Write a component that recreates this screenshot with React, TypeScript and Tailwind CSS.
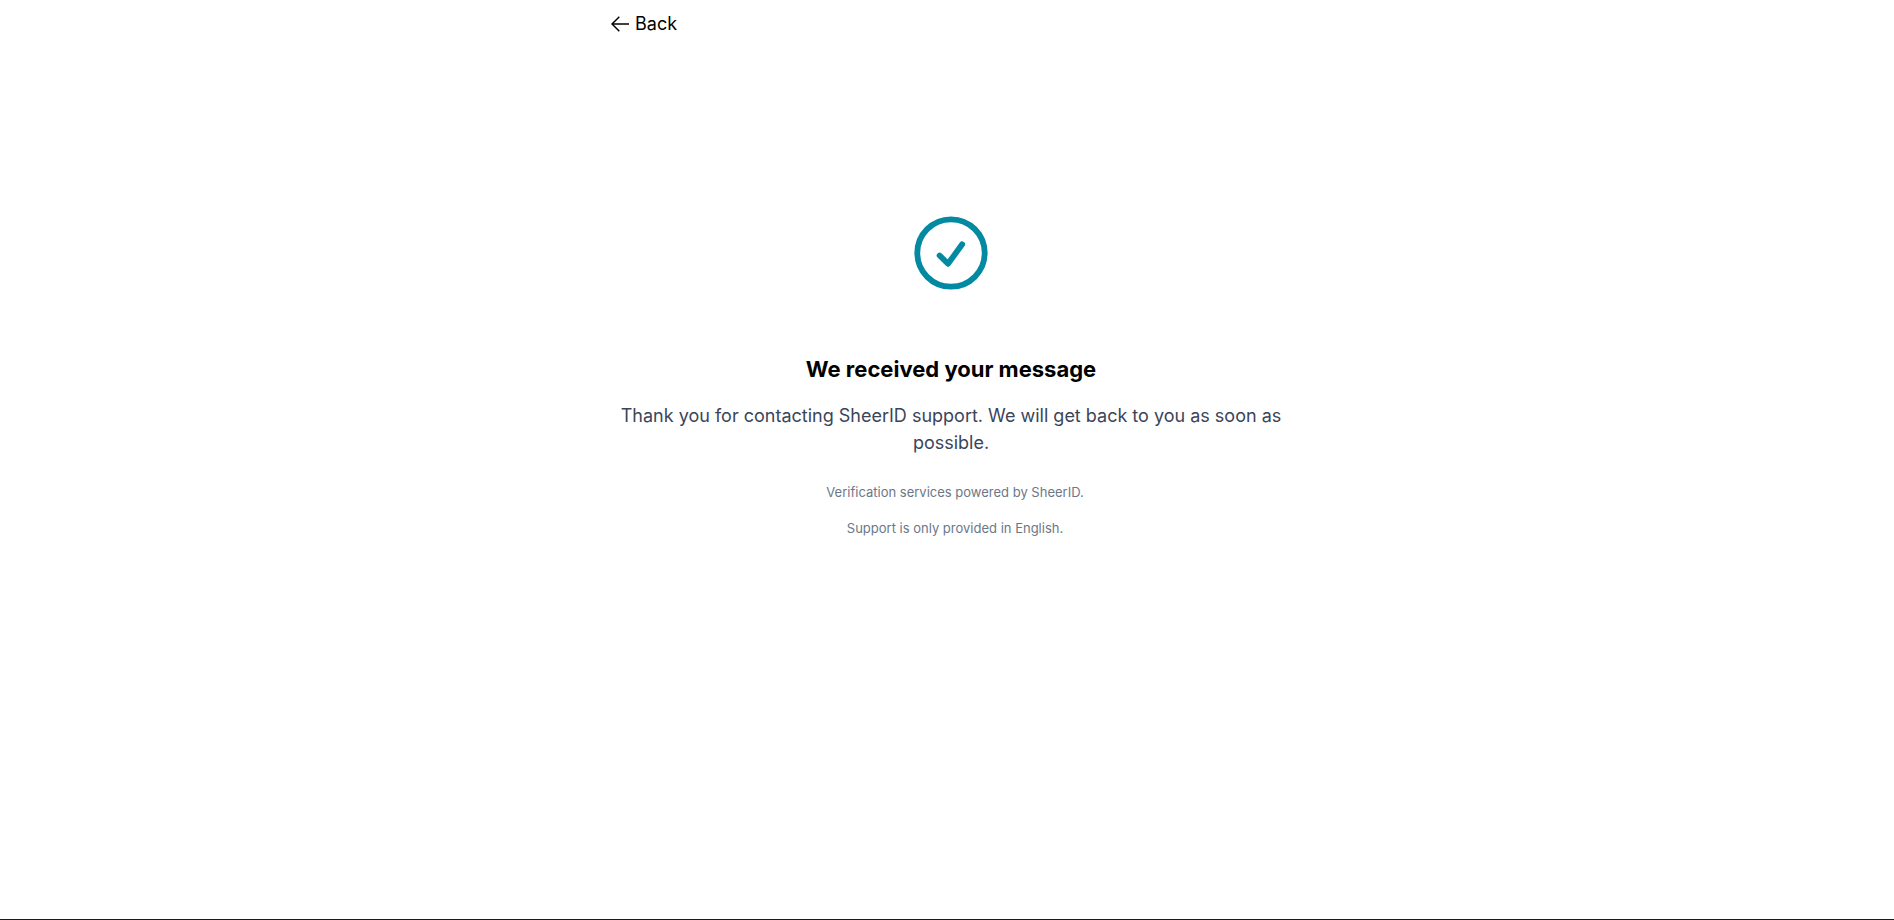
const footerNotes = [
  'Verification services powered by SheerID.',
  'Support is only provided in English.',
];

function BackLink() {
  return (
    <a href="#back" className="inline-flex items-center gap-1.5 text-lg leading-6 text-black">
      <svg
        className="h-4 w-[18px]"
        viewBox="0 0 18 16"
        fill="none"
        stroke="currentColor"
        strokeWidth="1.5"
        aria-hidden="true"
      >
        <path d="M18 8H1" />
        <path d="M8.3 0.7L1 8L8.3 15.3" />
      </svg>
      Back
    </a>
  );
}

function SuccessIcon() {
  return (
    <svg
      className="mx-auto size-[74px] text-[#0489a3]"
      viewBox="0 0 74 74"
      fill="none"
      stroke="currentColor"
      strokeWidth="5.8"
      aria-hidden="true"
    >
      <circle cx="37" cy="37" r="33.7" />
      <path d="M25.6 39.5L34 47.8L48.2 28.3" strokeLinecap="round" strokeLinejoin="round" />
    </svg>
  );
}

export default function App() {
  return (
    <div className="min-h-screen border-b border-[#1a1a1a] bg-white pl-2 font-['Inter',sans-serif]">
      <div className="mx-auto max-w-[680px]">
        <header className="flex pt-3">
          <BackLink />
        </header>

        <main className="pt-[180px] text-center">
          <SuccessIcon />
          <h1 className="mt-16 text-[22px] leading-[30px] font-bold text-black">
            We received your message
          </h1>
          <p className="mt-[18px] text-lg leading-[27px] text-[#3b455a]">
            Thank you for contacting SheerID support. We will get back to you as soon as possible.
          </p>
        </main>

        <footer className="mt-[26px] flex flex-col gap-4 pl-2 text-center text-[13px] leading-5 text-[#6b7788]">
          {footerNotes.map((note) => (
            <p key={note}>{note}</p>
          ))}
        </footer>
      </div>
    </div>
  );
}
══════════
SHORT PROBLEM ->
In your copy, leave out the pictures and reproduce the material above exactly.

WRITTEN SOLUTION ->
Write a component that recreates this screenshot with React, TypeScript and Tailwind CSS.
const footerNotes = [
  'Verification services powered by SheerID.',
  'Support is only provided in English.',
];

function BackLink() {
  return (
    <a href="#back" className="inline-flex items-center gap-1.5 text-lg leading-6 text-black">
      <svg
        className="h-4 w-[18px]"
        viewBox="0 0 18 16"
        fill="none"
        stroke="currentColor"
        strokeWidth="1.5"
        aria-hidden="true"
      >
        <path d="M18 8H1" />
        <path d="M8.3 0.7L1 8L8.3 15.3" />
      </svg>
      Back
    </a>
  );
}

function SuccessIcon() {
  return (
    <svg
      className="mx-auto size-[74px] text-[#0489a3]"
      viewBox="0 0 74 74"
      fill="none"
      stroke="currentColor"
      strokeWidth="5.8"
      aria-hidden="true"
    >
      <circle cx="37" cy="37" r="33.7" />
      <path d="M25.6 39.5L34 47.8L48.2 28.3" strokeLinecap="round" strokeLinejoin="round" />
    </svg>
  );
}

export default function App() {
  return (
    <div className="min-h-screen border-b border-[#1a1a1a] bg-white pl-2 font-['Inter',sans-serif]">
      <div className="mx-auto max-w-[680px]">
        <header className="flex pt-3">
          <BackLink />
        </header>

        <main className="pt-[180px] text-center">
          <SuccessIcon />
          <h1 className="mt-16 text-[22px] leading-[30px] font-bold text-black">
            We received your message
          </h1>
          <p className="mt-[18px] text-lg leading-[27px] text-[#3b455a]">
            Thank you for contacting SheerID support. We will get back to you as soon as possible.
          </p>
        </main>

        <footer className="mt-[26px] flex flex-col gap-4 pl-2 text-center text-[13px] leading-5 text-[#6b7788]">
          {footerNotes.map((note) => (
            <p key={note}>{note}</p>
          ))}
        </footer>
      </div>
    </div>
  );
}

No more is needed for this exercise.